From House of Lords to Supreme Court

Lord Norton

47573Shortly before the final sitting of the law lords, one of their number – Lord Mance – gave an interview on the move from the Palace of Westminster to the new Supreme Court the other side of Parliament square.  You can link to the interview here.  In the course of it, he provides an answer to one query raised in response to an earlier post of mine – what will be happening over the summer? – as well as commenting on the contribution of  the law lords to the work of the House, not least its committee work.  Lord Mance is the last law lord to chair sub-committee E of the European Union Committee.

6 comments for “From House of Lords to Supreme Court

  1. Senex
    04/08/2009 at 8:01 pm

    Lord Mance used the word ‘outreach’. What should we read into this? This blog represents ‘outreach’ perhaps we will see a judiciary blog where they can involve people too? Lets hope it is never ever called Judge Dredd!

  2. Kyle Mulholland
    05/08/2009 at 11:57 am

    So, is it true that the final legacy of the Law Lords was to condemn a severely disabled man to spend 60 years in an American dungeon via a most ridiculous treaty agreement?

    • Senex
      12/08/2009 at 9:18 pm

      Kyle Mulholland: You have a point.

      The Pentagon is pissed that a foreign civilian could crack expensive military grade computer systems at a time of national emergency and Mr McKinnon is pissed because he thought these systems were an inviting open door and that the long arm of the American military would not reach out to grab him.
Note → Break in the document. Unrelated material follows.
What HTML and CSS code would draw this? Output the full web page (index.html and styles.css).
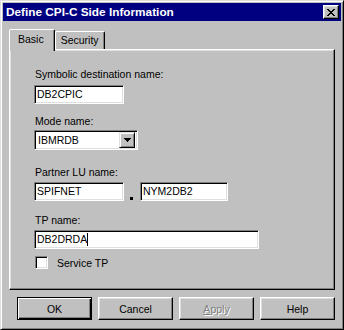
FILE: index.html
```html
<!DOCTYPE html>
<html lang="en">
  <head>
    <meta charset="UTF-8" />
    <meta name="viewport" content="width=device-width, initial-scale=1.0" />
    <title>Define CPI-C Side Information</title>
    <link rel="stylesheet" href="styles.css">
  </head>
  <body>
    <div class="window">
      <div class="titlebar">
        <span class="title">Define CPI-C Side Information</span>
        <span class="closeBtn">
          <svg width="8" height="7" viewBox="0 0 8 7">
            <path d="M0 0h2v1h1v1h2v-1h1v-1h2v1h-1v1h-1v1h-1v1h1v1h1v1h1v1h-2v-1h-1v-1h-2v1h-1v1h-2v-1h1v-1h1v-1h1v-1h-1v-1h-1v-1h-1z" fill="#000"/>
          </svg>
        </span>
      </div>

      <div class="content">
        <div class="tabs">
          <div class="tab active">Basic</div>
          <div class="tab">Security</div>
        </div>

        <div class="panel">
          <label class="label">Symbolic destination name:</label>
          <div class="field w90">DB2CPIC</div>

          <label class="label gap1">Mode name:</label>
          <div class="combo">
            <span class="comboText">IBMRDB</span>
            <span class="dropBtn">
              <svg width="7" height="4" viewBox="0 0 7 4">
                <path d="M0 0h7v1h-1v1h-1v1h-1v1h-1v-1h-1v-1h-1v-1h-1z" fill="#000"/>
              </svg>
            </span>
          </div>

          <label class="label gap2">Partner LU name:</label>
          <div class="luRow">
            <div class="field w90">SPIFNET</div>
            <span class="dot"></span>
            <div class="field w88">NYM2DB2</div>
          </div>

          <label class="label gap3">TP name:</label>
          <div class="field w225">DB2DRDA<span class="caret"></span></div>

          <div class="checkRow">
            <span class="checkbox"></span>
            <span>Service TP</span>
          </div>
        </div>

        <div class="buttons">
          <div class="btn default">OK</div>
          <div class="btn">Cancel</div>
          <div class="btn disabled"><u>A</u>pply</div>
          <div class="btn">Help</div>
        </div>
      </div>
    </div>
  </body>
</html>
```

FILE: styles.css
```css
body {
  margin: 0;
  background: #c0c0c0;
  font-family: "Liberation Sans", Arial, sans-serif;
  font-size: 10.5px;
  color: #000;
}
.window {
  width: 344px;
  height: 330px;
  box-sizing: border-box;
  background: #c0c0c0;
  border: 1px solid;
  border-color: #dfdfdf #000 #000 #dfdfdf;
  box-shadow: inset 1px 1px #fff, inset -1px -1px #808080;
  padding: 2px;
  display: flex;
  flex-direction: column;
}
.titlebar {
  height: 18px;
  background: #000080;
  color: #fff;
  display: flex;
  align-items: center;
  justify-content: space-between;
  padding-left: 3px;
}
.title {
  font-weight: bold;
  font-size: 11.8px;
}
.closeBtn {
  width: 16px;
  height: 14px;
  box-sizing: border-box;
  margin-right: 2px;
  background: #c0c0c0;
  border: 1px solid;
  border-color: #fff #000 #000 #fff;
  box-shadow: inset -1px -1px #808080, inset 1px 1px #dfdfdf;
  display: flex;
  align-items: center;
  justify-content: center;
}
.content {
  flex: 1;
  display: flex;
  flex-direction: column;
  padding: 8px 6px 7px;
}
.tabs {
  display: flex;
  align-items: flex-end;
  height: 20px;
}
.tab {
  height: 18px;
  box-sizing: border-box;
  padding: 2px 5px 0 5px;
  border: 1px solid;
  border-bottom: none;
  border-color: #fff #000 transparent #fff;
  box-shadow: inset -1px 0 #808080;
  border-radius: 2px 2px 0 0;
}
.tab.active {
  position: relative;
  height: 22px;
  margin-bottom: -2px;
  padding: 3px 10px 0 8px;
  background: #c0c0c0;
  z-index: 1;
}
.panel {
  flex: 1;
  display: flex;
  flex-direction: column;
  align-items: flex-start;
  padding: 18px 0 0 24px;
  border: 1px solid;
  border-color: #fff #000 #000 #fff;
  box-shadow: inset -1px -1px #808080, inset 1px 1px #dfdfdf;
}
.label {
  display: block;
  height: 13px;
  line-height: 13px;
  padding-left: 1px;
  margin-bottom: 4px;
}
.gap1 {
  margin-top: 11px;
  margin-bottom: 2px;
}
.gap2 {
  margin-top: 16px;
  margin-bottom: 3px;
}
.gap3 {
  margin-top: 13px;
  margin-bottom: 3px;
}
.field {
  height: 19px;
  box-sizing: border-box;
  background: #fff;
  border: 1px solid;
  border-color: #808080 #fff #fff #808080;
  box-shadow: inset 1px 1px #000, inset -1px -1px #dfdfdf;
  padding: 0 2px;
  line-height: 17px;
  display: flex;
  align-items: center;
}
.w90 { width: 90px; }
.w88 { width: 88px; }
.w225 { width: 225px; }
.caret {
  width: 1px;
  height: 13px;
  background: #000;
}
.combo {
  width: 104px;
  height: 20px;
  box-sizing: border-box;
  background: #fff;
  border: 1px solid;
  border-color: #808080 #fff #fff #808080;
  box-shadow: inset 1px 1px #000, inset -1px -1px #dfdfdf;
  padding: 2px 2px 2px 3px;
  display: flex;
  align-items: center;
  justify-content: space-between;
}
.dropBtn {
  width: 16px;
  height: 16px;
  box-sizing: border-box;
  background: #c0c0c0;
  border: 1px solid;
  border-color: #dfdfdf #000 #000 #dfdfdf;
  box-shadow: inset 1px 1px #fff, inset -1px -1px #808080;
  display: flex;
  align-items: center;
  justify-content: center;
}
.luRow {
  display: flex;
  align-items: flex-end;
}
.dot {
  width: 3px;
  height: 3px;
  background: #000;
  margin: 0 7px 1px 6px;
}
.checkRow {
  display: flex;
  align-items: center;
  gap: 9px;
  margin-top: 7px;
  padding-left: 1px;
}
.checkbox {
  width: 13px;
  height: 13px;
  box-sizing: border-box;
  background: #fff;
  border: 1px solid;
  border-color: #808080 #fff #fff #808080;
  box-shadow: inset 1px 1px #000, inset -1px -1px #dfdfdf;
}
.buttons {
  display: flex;
  justify-content: flex-end;
  gap: 6px;
  margin-top: 7px;
}
.btn {
  width: 75px;
  height: 23px;
  box-sizing: border-box;
  border: 1px solid;
  border-color: #fff #000 #000 #fff;
  box-shadow: inset -1px -1px #808080, inset 1px 1px #dfdfdf;
  display: flex;
  align-items: center;
  justify-content: center;
}
.btn.default {
  border: 1px solid #000;
  box-shadow: inset 1px 1px #fff, inset -1px -1px #000, inset -2px -2px #808080;
}
.btn.disabled {
  color: #808080;
  text-shadow: 1px 1px #fff;
}
```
      The issue of the extended arm is central because the military asked the US courts in a number of states to issue arrest warrants compliant with the 4th amendment in terms of search and seizure on probable cause. However, the legality of this may be subjective.

      Presumably the Pentagon wants the trial to take place on US soil to test interpretation of the 4th amendment and other laws in that McKinnon’s ‘long arms’ caused criminal damage in the US when his forearms rested on a desktop in the UK. This is central to their ongoing efforts to counter what they regard as cyber terrorism.

      In the UK Lord Justice Stanley Burnton and Mr Justice Wilkie released a 41-page ruling, which concluded that extradition was “a lawful and proportionate response to his offending”. I’m fairly sure the Justice’s did not take into account their own interpretation of the US 4th amendment because they concerned themselves entirely with interpreting British law.

      A successful application was made to a magistrate’s court for the National Hi-Tech Crime Unit to perform a search and seizure when no British notified crime had been committed on British soil but there had been notification of a US crime.

      If neither the Justices nor the Magistrate were presented with evidence then what has happened here is what caused the US to create the 4th amendment in the first place. As for the UK, George III and Lord North it would seem are alive and kicking.

      Simple really, two armies at war with each other.

      Ref: 4th Amendment; Search and Seizure; History and Scope
      http://caselaw.lp.findlaw.com/data/constitution/amendment04/01.html#2

  3. lordnorton
    05/08/2009 at 5:53 pm

    Senex: The judiciary is far more sensitive these days to ensuring that the voice of judges is heard. Hence, the Lord Chief Justice publishes an annual report and normally appears each year before the Constitution Committee of the Lords. There is also now a spokesperson for the judges who can act to try and correct misinterpretations in the media of the work of judges. However, whether we shall see a Law Lords of the Blog, or rather now Justices of the Blog, remains to be seen.

    Kyle Mulholland: The law lords are not responsible for the extradition treaty. They can only apply the law as it stands. Treaty ratification is a prerogative power. The Government thus constitutes the body responsible, not the courts.

  4. Kyle Mulholland
    05/08/2009 at 10:52 pm

    Thanks for the reply, just one further (silly, perhaps) question:

    Did the agreement to such a treaty have to go through both houses? Or was it just signed off by the Secretary of State of the day? I’ve more faith in the Lords than to believe they would let this sort of rubbish pass through.

  5. lordnorton
    07/08/2009 at 4:23 pm

    Kyle Mulholland: At present, because treaty ratification is a prerogative power, the approval of Parliament is not required. The exception is in respect of treaties that extend the powers of the European Parliament. However, under Part 2 of the Govermment’s Constitutional Reform and Governance Bill, just introduced, Parliament will acquire the power to ratify treaties.